Conhecidas as principais diferenças entre os níveis de protensão definidos em normal, talvez o leitor agora se pergunte quais os casos de uso de cada uma dessas intensidades definidas. Nos focaremos agora em explicar de forma simples qual deles você, projetista, deve adotar em cada situação de projeto.

O uso da Protensão Parcial é o que alguns chamam de “Concreto Armado com Protensão”. Isso porque todo o dimensionamento é feito de forma idêntica ao CA, fazendo o dimensionamento no Estado-Limite Último e verificando o Estado-Limite de Serviço. Porém, utilizamos a protensão para diminuir eventuais deformações excessivas em pontos específicos da estrutura. É a forma mais arcaica de se utilizar protensão, mas não quer dizer que seja menos efetiva. De fato, se a estrutura está bem resolvida em Concreto Armado, mas necessita apenas de um alívio nas flechas, seja em um vão grande ou em um balanço específico, é o caso de uso perfeito. É necessário apenas entender que não se tirará proveito da maior parte dos benefícios de uma estrutura protendida - inclusive, as flechas devendo ser calculadas com a inércia reduzida da seção.Por outro lado, no Brasil, o uso de Protensão Completa muitas vezes é evitado, já que a norma exige o uso de armadura passiva mínima de qualquer forma. Ou seja, mesmo com uma intensidade de protensão tão alta, ainda teríamos de adotar uma armadura passiva mínima, que nunca é solicitada, mas mesmo assim precisa constar, de forma que não obtemos o melhor aproveitamento possível dos materiais.

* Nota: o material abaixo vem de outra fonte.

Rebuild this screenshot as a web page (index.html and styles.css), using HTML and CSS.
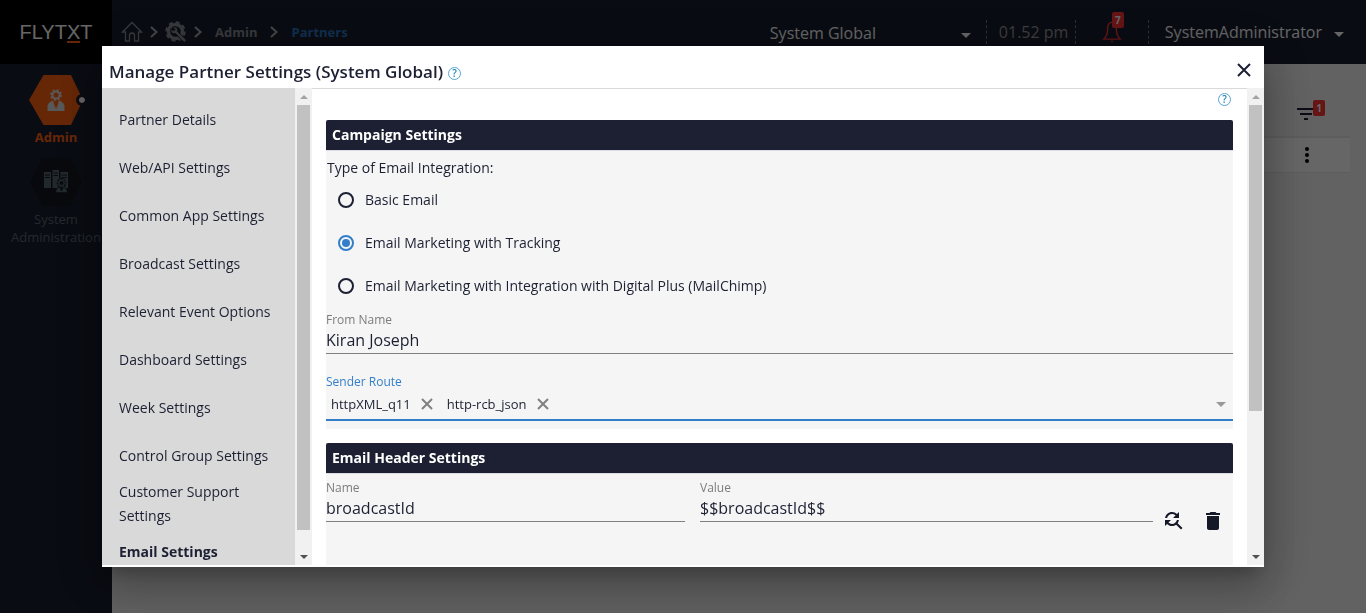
FILE: index.html
```html
<!DOCTYPE html>
<html lang="en">
<head>
<meta charset="utf-8">
<title>Manage Partner Settings</title>
<link rel="stylesheet" href="styles.css">
</head>
<body>
<div class="app">
  <header class="topbar">
    <a class="logo" href="#">FLYT<span class="logo-mark">X</span>T</a>
    <nav class="crumbs" aria-label="Breadcrumb">
      <a href="#" aria-label="Home"><svg class="home" viewBox="0 0 22 22"><path d="M4.500 11H1.500L11 1.500 20.500 11H17.500V20H13.500V14.500A2.500 2.500 0 0 0 8.500 14.500V20H4.500V11Z" fill="none" stroke="currentColor" stroke-width="1.300"/></svg></a>
      <svg class="chev" viewBox="0 0 8 12"><path d="M1 1 6.500 6 1 11" /></svg>
      <a href="#" aria-label="Settings"><svg class="cog" viewBox="0 0 22 22"><circle cx="10.500" cy="10.500" r="7" fill="none" stroke="currentColor" stroke-width="3.400"/><circle cx="10.500" cy="10.500" r="9.200" fill="none" stroke="currentColor" stroke-width="2" stroke-dasharray="4 3.225"/><path d="M7.500 6 10 8.500 8.500 10 6 7.500C5 11 7.500 13.500 10.500 12.500L17.500 20Q19.500 22 21 20.500 22 19 20 17.500L12.500 10.500C13.500 7.500 11 5 7.500 6Z" fill="currentColor" stroke="#191e30" stroke-width="1"/></svg></a>
      <svg class="chev" viewBox="0 0 8 12"><path d="M1 1 6.500 6 1 11" /></svg>
      <a class="crumb" href="#">Admin</a>
      <svg class="chev" viewBox="0 0 8 12"><path d="M1 1 6.500 6 1 11" /></svg>
      <a class="crumb current" href="#">Partners</a>
    </nav>
    <div class="tools">
      <button class="picker scope">System Global<span class="caret"></span></button>
      <time class="clock">01.52 pm</time>
      <button class="alerts" aria-label="Notifications"><svg viewBox="0 0 18 20"><path d="M9 1C5 1.500 5 5 5 8 5 12 3.500 14.500 1.500 16.500H16.500C14.500 14.500 13 12 13 8 13 5 13 1.500 9 1Z" fill="none" stroke="currentColor" stroke-width="1.300"/><path d="M7.500 18H10.500L9 19.500Z" fill="currentColor"/></svg><span class="badge">7</span></button>
      <button class="picker user">SystemAdministrator<span class="caret"></span></button>
    </div>
  </header>
  <div class="workspace">
    <nav class="rail" aria-label="Modules">
      <a class="module active" href="#"><span class="hex"><svg viewBox="0 0 54 50"><path d="M14.500 0H42L54 25 42 50H14.500L0 25Z" fill="#ff6210"/><g fill="#ddd"><circle cx="27" cy="20" r="3.600" fill="none" stroke="#ddd" stroke-width="2"/><circle cx="27" cy="20" r="5" fill="none" stroke="#ddd" stroke-width="1.800" stroke-dasharray="2 1.930"/><path d="M18.500 36V31Q19 27 24 25.500L26.500 34 27 30 27.500 34 30 25.500Q35 27 35.500 31V36Z"/></g></svg></span>Admin</a>
      <a class="module" href="#"><span class="hex"><svg viewBox="0 0 54 50"><path d="M13 1H41L53 25 41 49H13L1 25Z" fill="#16181f"/><g fill="#546870"><path d="M15 15H22V31H15ZM23.500 13H30V31H23.500ZM31.500 15H39V31H31.500Z"/><path d="M16 18H21M16 20.500H21M24.500 16H29M24.500 18.500H29M32.500 18H38M32.500 20.500H38" stroke="#16181f"/><circle cx="32.500" cy="26" r="4.800" fill="#16181f"/><circle cx="32.500" cy="26" r="2.700" fill="none" stroke="#546870" stroke-width="1.200"/><circle cx="32.500" cy="26" r="3.800" fill="none" stroke="#546870" stroke-width="1.200" stroke-dasharray="1.500 1.480"/><path d="M27 35.500V33Q27.500 31 30.500 30L32.500 34 34.500 30Q37.500 31 38 33V35.500Z" stroke="#16181f" stroke-width=".6"/></g></svg></span>System Administration</a>
    </nav>
    <main class="page">
      <button class="filter" aria-label="Filters"><svg viewBox="0 0 18 12"><path d="M0 1H18M3 6H15M7 11H11" stroke="currentColor" stroke-width="2"/></svg><span class="badge">1</span></button>
      <div class="record"><button class="more" aria-label="More"><svg viewBox="0 0 4 16"><circle cx="2" cy="2" r="2"/><circle cx="2" cy="8" r="2"/><circle cx="2" cy="14" r="2"/></svg></button></div>
    </main>
  </div>
</div>
<div class="backdrop">
  <section class="dialog" role="dialog" aria-modal="true" aria-labelledby="dialog-title">
    <header class="dialog-head">
      <h1 id="dialog-title">Manage Partner Settings (System Global)</h1>
      <button class="help" aria-label="Help">?</button>
      <button class="close" aria-label="Close"><svg viewBox="0 0 14 14"><path d="M1 1 13 13M13 1 1 13" stroke="currentColor" stroke-width="2"/></svg></button>
    </header>
    <div class="dialog-body">
      <nav class="menu" aria-label="Partner settings">
        <a href="#">Partner Details</a>
        <a href="#">Web/API Settings</a>
        <a href="#">Common App Settings</a>
        <a href="#">Broadcast Settings</a>
        <a href="#">Relevant Event Options</a>
        <a href="#">Dashboard Settings</a>
        <a href="#">Week Settings</a>
        <a href="#">Control Group Settings</a>
        <a href="#">Customer Support Settings</a>
        <a href="#" class="selected">Email Settings</a>
      </nav>
      <div class="scrollbar menu-scroll" aria-hidden="true"><span class="arrow up"></span><span class="track"><span class="thumb"></span></span><span class="arrow down"></span></div>
      <form class="content">
        <div class="content-help"><button type="button" class="help" aria-label="Help">?</button></div>
        <section class="panel">
          <h2>Campaign Settings</h2>
          <fieldset class="options">
            <legend>Type of Email Integration:</legend>
            <label><input type="radio" name="integration">Basic Email</label>
            <label><input type="radio" name="integration" checked>Email Marketing with Tracking</label>
            <label><input type="radio" name="integration">Email Marketing with Integration with Digital Plus (MailChimp)</label>
          </fieldset>
          <div class="field sender">
            <label for="from-name">From Name</label>
            <input id="from-name" type="text" value="Kiran Joseph">
          </div>
          <div class="field route" role="group" aria-labelledby="route-label">
            <span class="label" id="route-label">Sender Route</span>
            <div class="chips">
              <span class="chip">httpXML_q11<button type="button" aria-label="Remove httpXML_q11"><svg viewBox="0 0 12 12"><path d="M1 1 11 11M11 1 1 11"/></svg></button></span>
              <span class="chip">http-rcb_json<button type="button" aria-label="Remove http-rcb_json"><svg viewBox="0 0 12 12"><path d="M1 1 11 11M11 1 1 11"/></svg></button></span>
              <button type="button" class="open" aria-label="Show routes"><span class="caret"></span></button>
            </div>
          </div>
        </section>
        <section class="panel headers">
          <h2>Email Header Settings</h2>
          <div class="header-row">
            <div class="field">
              <label for="header-name">Name</label>
              <input id="header-name" type="text" value="broadcastId">
            </div>
            <div class="field">
              <label for="header-value">Value</label>
              <input id="header-value" type="text" value="$$broadcastId$$">
            </div>
            <div class="actions">
              <button type="button" aria-label="Find and replace"><svg viewBox="2 3 20 20"><path d="M11 6c1.380 0 2.630.56 3.540 1.460L12 10h6V4l-2.050 2.050C14.680 4.780 12.930 4 11 4c-3.530 0-6.430 2.610-6.920 6H6.100c.46-2.280 2.480-4 4.900-4zm5.640 9.140c.66-.9 1.120-1.970 1.280-3.140H15.900c-.46 2.280-2.480 4-4.900 4-1.380 0-2.630-.56-3.540-1.460L10 12H4v6l2.050-2.050C7.320 17.220 9.070 18 11 18c1.550 0 2.980-.51 4.140-1.360L20 21.490 21.490 20l-4.850-4.860z"/></svg></button>
              <button type="button" aria-label="Delete"><svg viewBox="2 2 20 20"><path d="M6 19c0 1.100.9 2 2 2h8c1.100 0 2-.9 2-2V7H6v12zM19 4h-3.500l-1-1h-5l-1 1H5v2h14V4z"/></svg></button>
            </div>
          </div>
        </section>
      </form>
      <div class="scrollbar content-scroll" aria-hidden="true"><span class="arrow up"></span><span class="track"><span class="thumb"></span></span><span class="arrow down"></span></div>
    </div>
  </section>
</div>
</body>
</html>
```
FILE: styles.css
```css
* { box-sizing: border-box; }
body { margin: 0; font: 14px/24px "Open Sans", sans-serif; color: #1c2032; overflow: hidden; }
button, input { font: inherit; color: inherit; }
button { background: none; border: 0; padding: 0; }
a { color: inherit; text-decoration: none; }
svg { display: block; }

.app { min-height: 100vh; display: flex; flex-direction: column; }
.topbar { display: flex; height: 64px; background: #191e30; color: #fff; }
.logo { width: 112px; background: #000; text-align: center; font: 20px/64px "Liberation Sans", sans-serif; }
.logo-mark { display: inline-block; line-height: 18px; border-bottom: 2px solid #ff6210; }
.crumbs { display: flex; align-items: center; gap: 7px; padding-left: 9px; color: #8a8f98; font-size: 13px; font-weight: 700; }
.home { width: 22px; height: 22px; }
.cog { width: 22px; height: 22px; }
.chev { width: 8px; height: 12px; fill: none; stroke: #b0b0b0; stroke-width: 2; }
.crumb { margin: 0 6px; }
.crumb.current { color: #2a76c2; }
.tools { flex: 1; display: flex; justify-content: flex-end; align-items: center; font-size: 16px; }
.picker { display: flex; justify-content: space-between; align-items: center; }
.caret { border: 5px solid transparent; border-top-color: currentColor; border-bottom-width: 0; }
.picker .caret { margin-top: 4px; }
.scope { width: 201px; margin-right: 15px; padding-top: 2px; }
.clock { width: 90px; padding-left: 12px; color: #999; border: dashed #777; border-width: 0 1px; }
.alerts { position: relative; width: 72px; color: #f33; display: flex; justify-content: center; }
.alerts svg { width: 20px; height: 22px; }
.badge { position: absolute; background: #f33; color: #fff; font: 700 10px/16px "Open Sans", sans-serif; width: 12px; text-align: center; border-radius: 2px; }
.alerts .badge { top: -9px; right: 24px; }
.user { gap: 12px; padding: 0 22px 0 16px; border-left: 1px dashed #777; }

.workspace { flex: 1; display: flex; }
.rail { width: 112px; background: #191e30; padding-top: 11px; display: flex; flex-direction: column; gap: 11px; }
.module { display: block; text-align: center; font-size: 13px; line-height: 18px; color: #5c6870; }
.module.active { color: #ff6210; font-weight: 700; }
.hex { position: relative; display: block; width: 54px; margin: 0 auto 3px; }
.hex svg { width: 54px; height: 50px; }
.active .hex::after { content: ""; position: absolute; right: -5px; top: 19px; width: 6px; height: 6px; border: 3px solid #191e30; border-radius: 50%; background: #fff padding-box; }
.page { flex: 1; background: #f5f5f5; padding: 44px 16px; display: flex; flex-direction: column; align-items: stretch; }
.filter { position: relative; align-self: flex-end; margin-right: 35px; height: 12px; }
.filter svg { width: 18px; height: 12px; }
.filter .badge { top: -8px; right: -10px; }
.record { margin-top: 16px; height: 37px; background: #fff; border: solid #e8e8e8; border-width: 2px 0 1px; display: flex; justify-content: flex-end; align-items: center; padding-right: 41px; }
.more svg { width: 4px; height: 16px; }

.backdrop { position: fixed; inset: 0; background: rgba(0, 0, 0, .6); padding: 46px 102px; }
.dialog { height: 100%; display: flex; flex-direction: column; background: #fff; box-shadow: 0 11px 15px -7px rgba(0, 0, 0, .2), 0 24px 38px 3px rgba(0, 0, 0, .14), 0 9px 46px 8px rgba(0, 0, 0, .22); padding-bottom: 2px; }
.dialog-head { height: 42px; flex: none; display: flex; align-items: center; padding: 10px 13px 0 7px; }
h1 { margin: 0; font-size: 17px; font-weight: 600; }
.help { width: 13px; height: 13px; border: 1px solid #5aa5cf; border-radius: 50%; color: #1f7fb5; font-size: 10px; font-weight: 600; line-height: 11px; }
.dialog-head .help { margin: 2px 0 0 5px; }
.close { margin: 0 0 4px auto; }
.close svg { width: 14px; height: 14px; }
.dialog-body { flex: 1; min-height: 0; display: flex; }
.menu { width: 193px; background: #d9d9d9; padding-top: 8px; overflow: hidden; }
.menu a { display: flex; align-items: center; min-height: 48px; padding: 0 16px 0 17px; }
.menu .selected { font-weight: 700; }
.scrollbar { width: 17px; background: #f1f1f1; display: flex; flex-direction: column; align-items: center; }
.arrow { height: 17px; display: flex; align-items: center; }
.arrow::after { content: ""; border: 4px solid transparent; }
.up::after { border-bottom-color: #a3a3a3; border-top-width: 0; }
.down::after { border-top-color: #505050; border-bottom-width: 0; }
.track { flex: 1; width: 13px; }
.thumb { display: block; background: #c1c1c1; }
.menu-scroll .thumb { height: 96%; }
.content-scroll .thumb { height: 69%; }
.content { flex: 1; min-width: 0; border-top: 1px solid #d9d9d9; padding: 0 14px; overflow: hidden; }
.content-help { height: 31px; display: flex; justify-content: flex-end; padding: 4px 2px 0; }
.panel { background: #f5f5f5; margin-bottom: 14px; padding-bottom: 8px; }
h2 { margin: 0; height: 31px; padding-left: 6px; background: #1c2032; color: #fff; border-bottom: 1px solid #dcdce4; border-radius: 2px 2px 0 0; font-size: 14px; line-height: 30px; font-weight: 700; }
.options { border: 0; margin: 0; padding: 0; }
.options legend { padding: 5px 1px 0; }
.options label { display: flex; align-items: center; height: 43px; padding-left: 12px; gap: 11px; }
.options label:first-of-type { margin-top: -2px; }
input[type="radio"] { appearance: none; margin: 0; width: 16px; height: 16px; border: 2px solid #1c2032; border-radius: 50%; padding: 2px; background-clip: content-box; }
input[type="radio"]:checked { border-color: #337ec9; background-color: #337ec9; }
.field { display: flex; flex-direction: column; }
.field label, .field .label { font-size: 12px; line-height: 17px; color: #7c7c7c; }
.field input { border: 0; border-bottom: 1px solid #808080; background: none; padding: 0 0 2px; height: 26px; width: 100%; font-size: 16px; outline: 0; }
.sender { margin-top: 4px; }
.route { margin-top: 19px; }
.field .label { color: #337ec9; }
.chips { display: flex; align-items: center; height: 31px; padding-bottom: 1px; border-bottom: 2px solid #337ec9; font-size: 13px; gap: 5px; }
.chip { display: flex; align-items: center; gap: 10px; padding: 0 4px 0 5px; }
.chip svg { width: 12px; height: 12px; stroke: #808080; stroke-width: 2; }
.open { margin-left: auto; padding-right: 7px; color: #999; }
.open .caret { display: block; }
.headers { height: 300px; }
.header-row { display: grid; grid-template-columns: 359fr 453fr 65px; column-gap: 15px; padding-top: 5px; }
.actions { display: flex; gap: 20px; align-items: flex-start; margin-left: -5px; padding-top: 32px; }
.actions svg { width: 20px; height: 20px; fill: #141827; }
```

Na foto: provável uso de protensão limitada ou completa
Como qualquer outra solução, a Protensão Limitada não é bala de prata, pois pode acabar sendo uma solução mais cara do que determinado lançamento em Concreto Armado que também atende ao problema. Às vezes, tudo que seu projeto precisa é de algumas cordoalhas pontuais para reduzir a flecha de um vão grande demais para CA. E cabe a você, projetista, decidir qual a solução mais adequada. No lugar de adotar sempre Limitada ou sempre Parcial, é importante entender as diferenças entre os níveis e o caso de uso de cada um deles, e não ser apenas mais um que repete a mesma solução em todo problema, seja ela vantajosa ou não. Afinal, para quem só saber usar martelo, todo problema é prego.